Sebagai individu yang beriman, mawas diri adalah kunci utama untuk menghindari kemaksiatan dan kebiasaan buruk. Mawas diri mencerminkan kewaspadaan dalam tindakan kita, menjauhkan diri dari sikap sombong, menghindari perilaku tercela, dan selalu berusaha berbuat baik kepada sesama manusia.
Tidak hanya untuk memperoleh kebahagiaan di akhirat, tetapi juga sebagai bentuk rasa syukur atas anugerah kehidupan, mawas diri harus ditanamkan dalam diri kita. Ini melibatkan kemampuan untuk beradaptasi dengan budaya dan lingkungan, dengan tujuan menghindari dampak negatif dari tindakan kita.
Perlu diingat bahwa hidup ini sementara. Mawas diri mengajarkan kita untuk memanfaatkan waktu, beribadah, dan berbuat baik sebelum akhir hayat tiba. Seiring pertambahan usia, kesempatan untuk berbuat kebaikan akan semakin terbatas, maka dari itu, saat inilah waktu yang tepat untuk meningkatkan amal ibadah.
Melalui sikap mawas diri, kita dapat menghindari perilaku sembrono dan berpikir secara matang sebelum bertindak. Keyakinan bahwa Allah Swt. senantiasa mengawasi perbuatan kita akan menguatkan tanggung jawab kita terhadap perbuatan yang kita lakukan. Kehati-hatian ini juga mencakup integritas, dengan kata-kata dan tindakan sejalan, serta kesediaan untuk menghadapi konsekuensi dari tindakan kita.
Selain itu, mawas diri melibatkan keseimbangan dalam segala aspek kehidupan, dengan memberikan prioritas pada ibadah dan kepatuhan kepada Allah Swt. Juga, berdoa untuk mendapatkan keberkahan di dunia dan akhirat menjadi salah satu bentuk pengakuan akan kebutuhan kita akan bantuan-Nya.
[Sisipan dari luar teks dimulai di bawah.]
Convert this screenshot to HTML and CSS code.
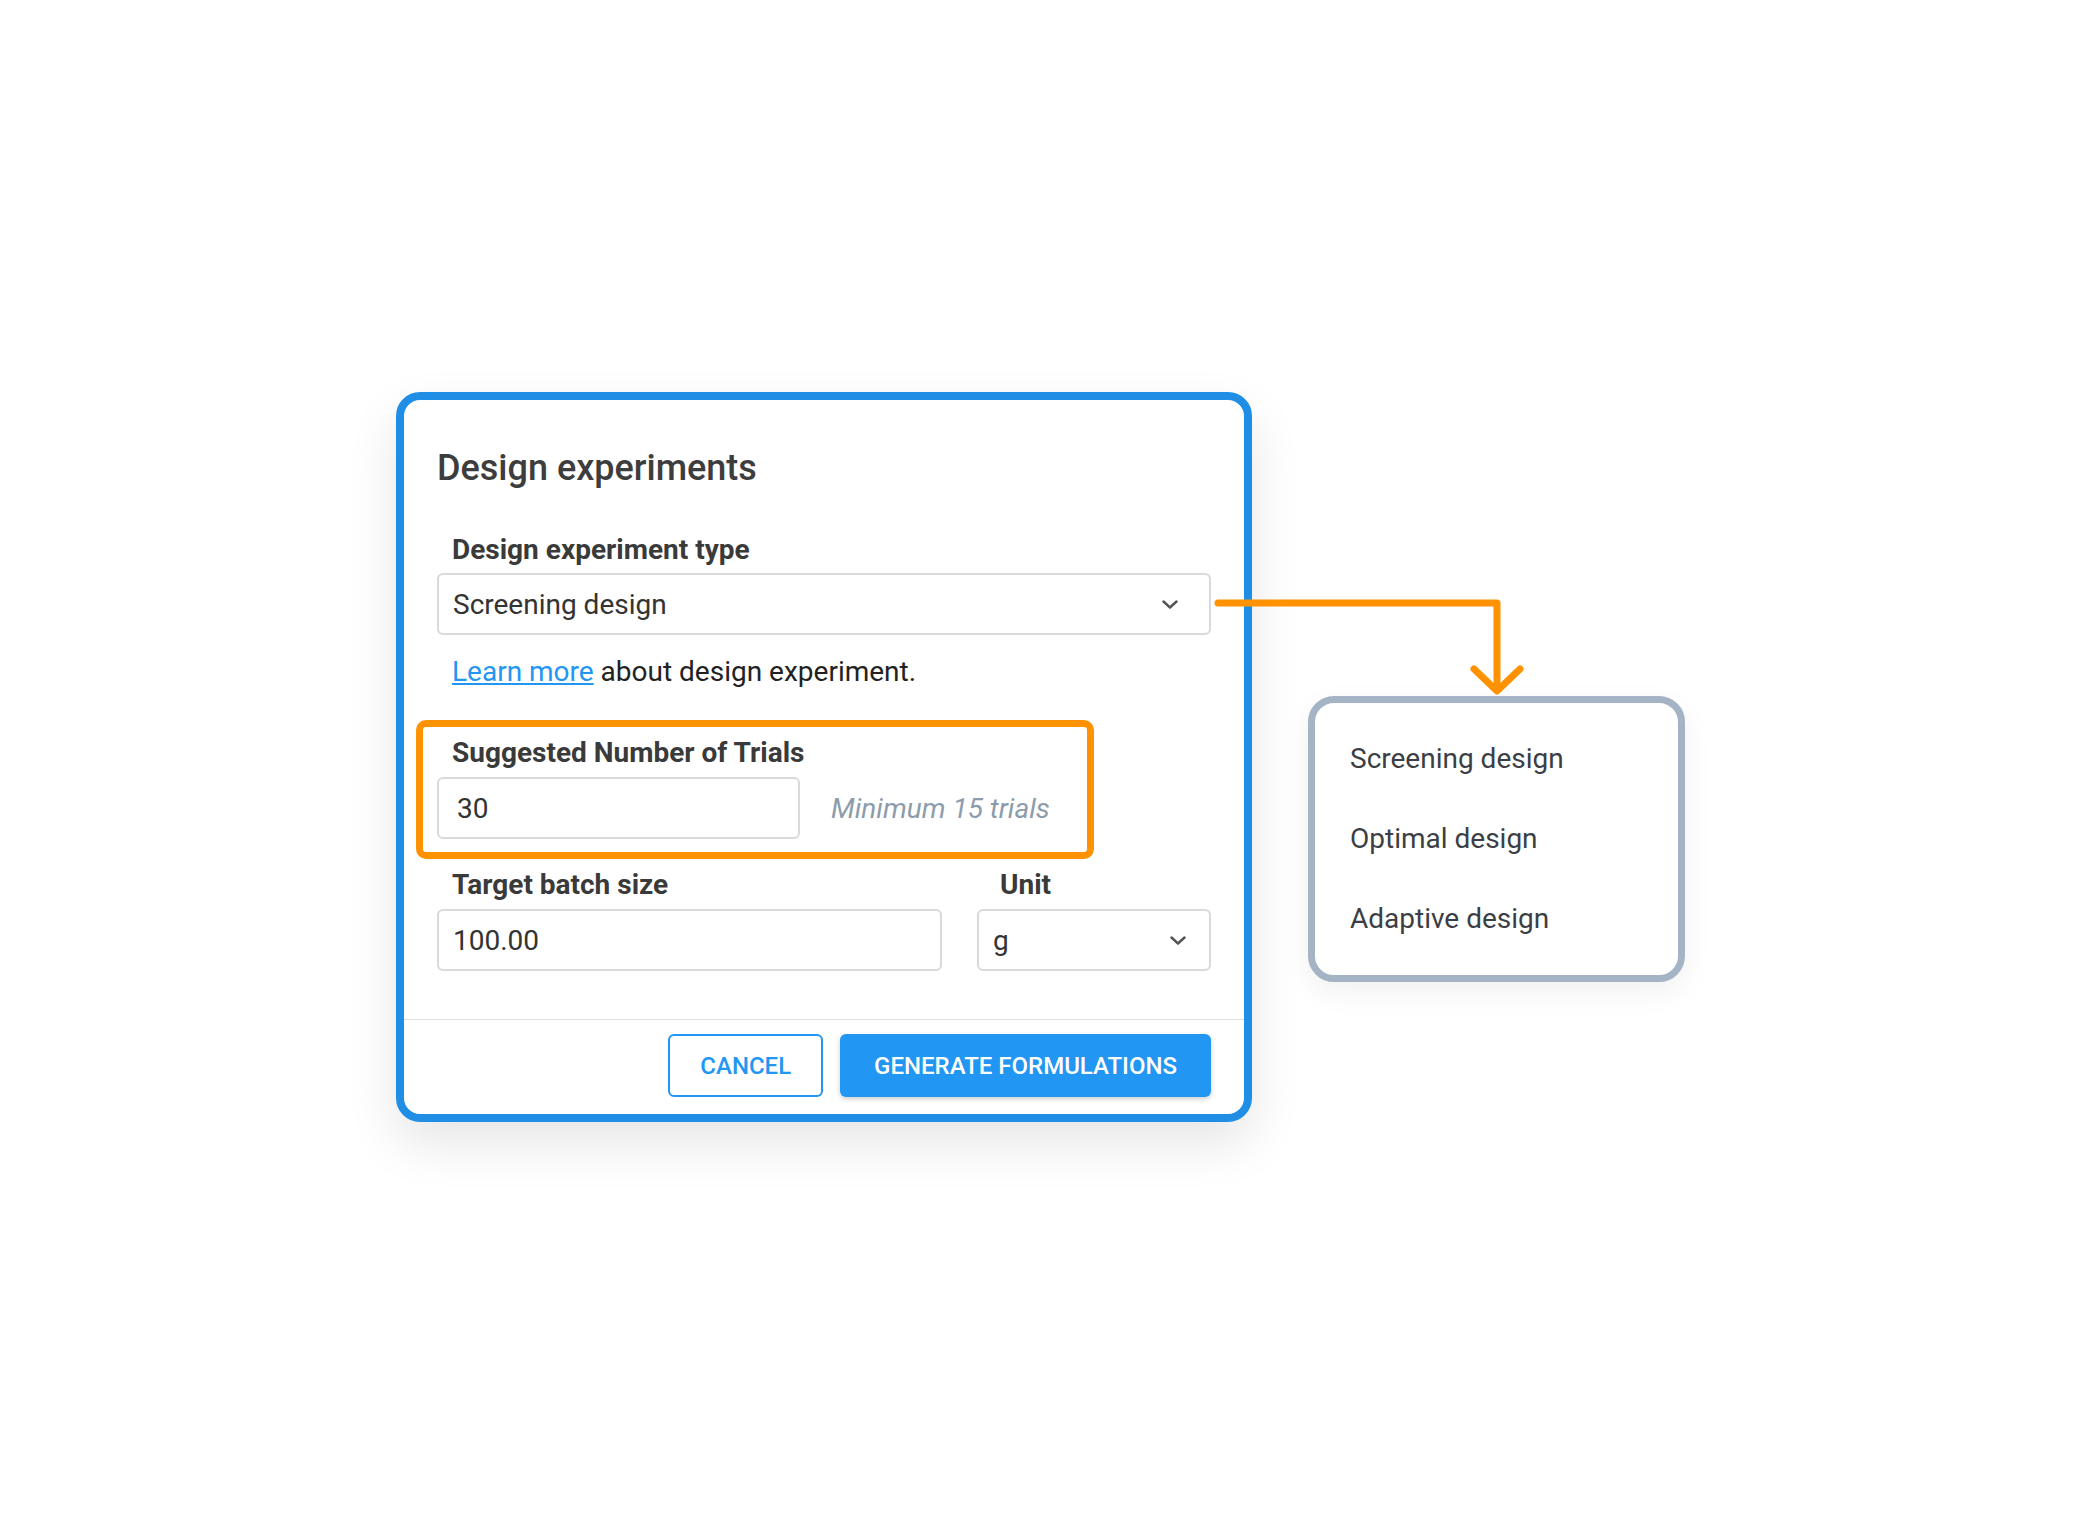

Dengan menjalani hidup dengan sikap mawas diri yang teguh, kita akan mampu menghindari perilaku yang tidak diinginkan dan meningkatkan hubungan kita dengan Allah Swt. Serta, kita akan mempersiapkan diri untuk meraih kemenangan di akhirat, di mana perbuatan baik akan mendatangkan ganjaran yang abadi.